Afin de démontrer que la production et la consommation ont lieu en même temps, « les producteurs d’hydrogène devraient montrer que la production d’hydrogène renouvelable a lieu dans la même heure calendaire que la production de l’électricité renouvelable ou que l’électricité renouvelable qui a été stockée localement pendant ces périodes est utilisée. »

Pour être considérée comme « additionnelle », la capacité de production d’électricité renouvelable devra entrer en service « au plus tôt 36 mois avant » l’installation de l’électrolyseur. « Lorsqu’une capacité de production additionnelle est ajoutée à un électrolyseur » existant, la capacité ajoutée est considérée comme faisant partie de l’installation existante, « à condition que la capacité soit ajoutée sur le même site et que l’ajout ait lieu au plus tard 24 mois après la mise en service de l’installation initiale », selon le projet de règles.

Les groupes de défense de l’environnement ne partagent pas cet avis.

« Ces règles effroyablement laxistes transformeraient ce qui aurait pu être un carburant écologique de demain en un carburant polluant dépendant encore davantage des combustibles fossiles », a déclaré Dominic Eagleton, responsable de la campagne sur le gaz pour l’ONG climatique Global Witness.

« C’est du pur greenwashing », a-t-il ajouté.

De même, Michaela Holl, du think tank allemand consacré au climat, Agora Energiewende, s’est montrée sceptique à l’égard du projet.

« L’ajout de dernière minute d’une clause d’antériorité pour les installations de production d’hydrogène renouvelable d’avant 2027 qui peuvent contracter la capacité [d’énergie renouvelable] existante pourrait entraîner une course à l’achat d’électrolyseurs dans les cinq prochaines années », a-t-elle averti.

« Les installations soumises à la règle des droits acquis peuvent profiter des énergies renouvelables existantes que les contribuables et les consommateurs ont payées au cours des 20 dernières années », a-t-elle ajouté.

En substance, cela pourrait signifier que les entreprises feraient le plein d’électrolyseurs pour profiter des règles plus souples avant 2027. Grâce à des contrats à long terme, les règles plus souples pourraient alors être utilisées jusque dans les années 2040.

« Dans les documents, nous ne voyons aucune limite à la durée de ces contrats avec des capacités d’énergies renouvelables déjà existantes », a déclaré Mme Holl. Selon elle, cela signifie que « la clause d’antériorité permet effectivement la non-additionnalité sans limite de temps allant également au-delà de la date de fin de la période de transition ».

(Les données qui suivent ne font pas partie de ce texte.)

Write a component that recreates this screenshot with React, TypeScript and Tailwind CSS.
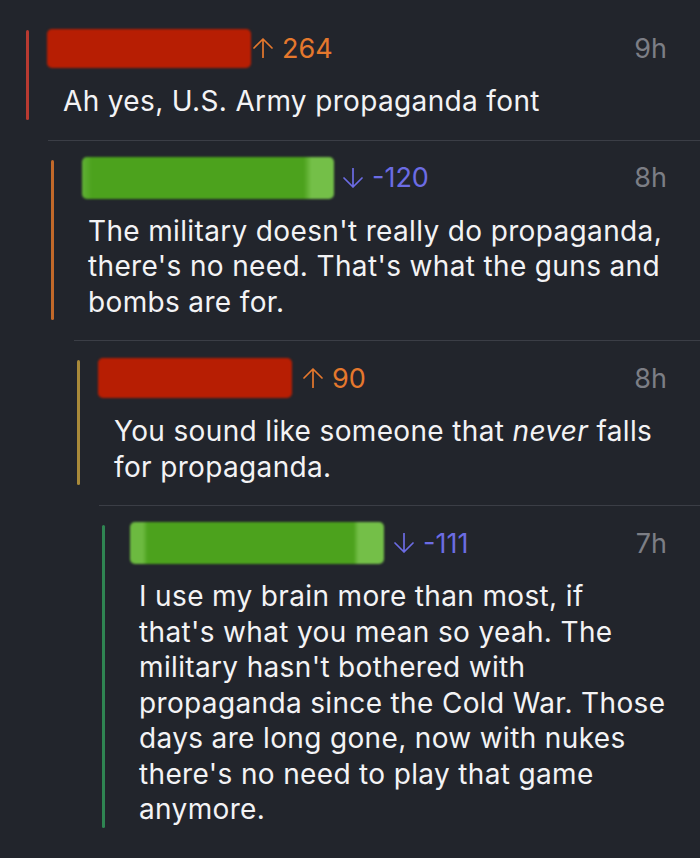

L’industrie est jusqu’à présent restée discrète sur le projet de règles, qu’elle a décrit comme un « élément décisif » pour atteindre les objectifs de l’UE en matière d’hydrogène vert.

Mais la question reste controversée, car la Commission européenne pourrait ne pas s’appuyer sur des bases juridiques solides.

« Avec cette clause d’antériorité, [la Commission européenne] s’éloigne de la nécessité de garantir l’additionnalité de l’électricité utilisée directement et indirectement dans le secteur des transports, comme le prévoit la directive sur les énergies renouvelables », a déclaré Mme Holl.

Le projet de règles est ouvert à une consultation publique de quatre semaines qui se terminera le 17 juin, après quoi la Commission présentera sa proposition finale. Le projet de texte sera ensuite soumis à l’examen du Parlement européen et des 27 États membres de l’UE au sein du Conseil, qui ont quatre mois pour l’examiner.

Les « actes délégués » sont délicats car les deux colégislateurs de l’UE ne peuvent que rejeter la proposition de la Commission, mais ne peuvent pas la modifier. Si les pays de l’UE ne parviennent pas à atteindre la majorité requise pour rejeter le plan, celui-ci est automatiquement approuvé après quatre mois.